We are pleased to present new prints by Lina Nordenström, alongside her existing artworks at ed-art.se. Letterpress printing has been Lina Nordenström's focus for the past ten years. Despite its name, it is not necessarily about printing books, or letters. It is simply a printing process, which opens up a wide range of possibilities, both in terms of text and image.

Nordenström's starting point in recent times has been hand-setting, starting from the studio type collection – fonts, signs and lines in wood, lead and brass – which are available in the letterpress workshop in Uttersberg, Västmanland, which she runs together with her husband, artist Lars Nyberg.

- Using only the type available in the studio provides a natural aesthetic limitation and thus a challenge. It is also an obvious reference to the history of the graphic industry, which is also a history of the development of our society, from a democratic perspective – freedom of speech and publication – which I find interesting, says Lina Nordenström.

The work with hand-setting is based on the reuse of actual letters and shapes, which have lived their lives for decades at various printshops.

- I do not create my own type, I only use what already exists, in the same way as we do when we express ourselves in writing: 29 letters are all we need. We do not have to invent new letters to be able to express ourselves.

Composing sentences, with the letterpress workshop's collection as a starting point, requires a system that also enables an almost mathematical accuracy. 

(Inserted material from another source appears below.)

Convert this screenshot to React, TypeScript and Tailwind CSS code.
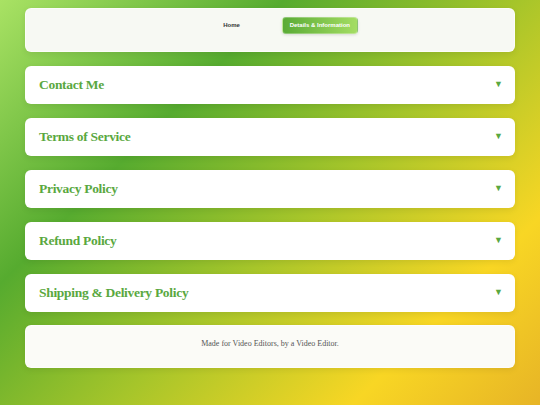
import React from "react";

const sections = [
  "Contact Me",
  "Terms of Service",
  "Privacy Policy",
  "Refund Policy",
  "Shipping & Delivery Policy",
];

const App: React.FC = () => {
  return (
    <div className="min-h-screen w-full bg-[linear-gradient(135deg,#a9e264_0%,#56ab2f_30%,#a6c52a_55%,#f8d624_80%,#e7b426_100%)] px-[25px] pt-[8px] pb-[38px]">
      <header className="h-[44px] rounded-md border border-white/60 bg-[#f7f9f3] pt-[8px] shadow-[0_2px_6px_rgba(0,0,0,0.08)]">
        <nav className="flex items-center justify-center pl-[33px] font-['Liberation_Sans',Arial,sans-serif]">
          <a className="px-[8px] text-[6px] font-bold text-[#333]">Home</a>
          <a className="ml-[34px] flex h-[17px] w-[76px] items-center justify-center rounded-[4px] border border-white/30 bg-[linear-gradient(90deg,#5aab35,#a4dd63)] text-[6px] font-bold text-white shadow-[0_1px_3px_rgba(0,0,0,0.12)]">
            Details &amp; Information
          </a>
        </nav>
      </header>

      <main className="mt-[14px] flex flex-col gap-[14px]">
        {sections.map((title) => (
          <div
            key={title}
            className="flex h-[38px] items-center justify-between rounded-md border border-white/70 bg-white px-[13px] shadow-[0_2px_6px_rgba(0,0,0,0.08)]"
          >
            <h2 className="font-['Liberation_Serif','Times_New_Roman',serif] text-[13.5px] font-bold tracking-[-0.3px] text-[#5aa83f]">
              {title}
            </h2>
            <span className="-mr-[2px] mb-[3px] text-[9px] leading-none text-[#5aa83f]">▼</span>
          </div>
        ))}
      </main>

      <footer className="mt-[13px] flex h-[43px] items-center justify-center rounded-md border border-white/60 bg-[#fbfbf7] pb-[5px] shadow-[0_2px_6px_rgba(0,0,0,0.08)]">
        <p className="font-['Liberation_Serif','Times_New_Roman',serif] text-[8px] text-[#555]">
          Made for Video Editors, by a Video Editor.
        </p>
      </footer>
    </div>
  );
};

export default App;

- At the same time, there is a random factor in the game, not least due to the different degrees of wear and tear of the types and matrices. Pressure and quantity of ink must be calibrated exactly as only a minimal adjustment can impact on the result. I gradually get to know my materials through this working process and this, I find a visual expression, which feels exciting.

For Lina Nordenström, the balance between a readable and an abstract expression is an interesting challenge:

- Sometimes the typographic forms get a life of their own. Other times it is the text that dominates, the readable meaning.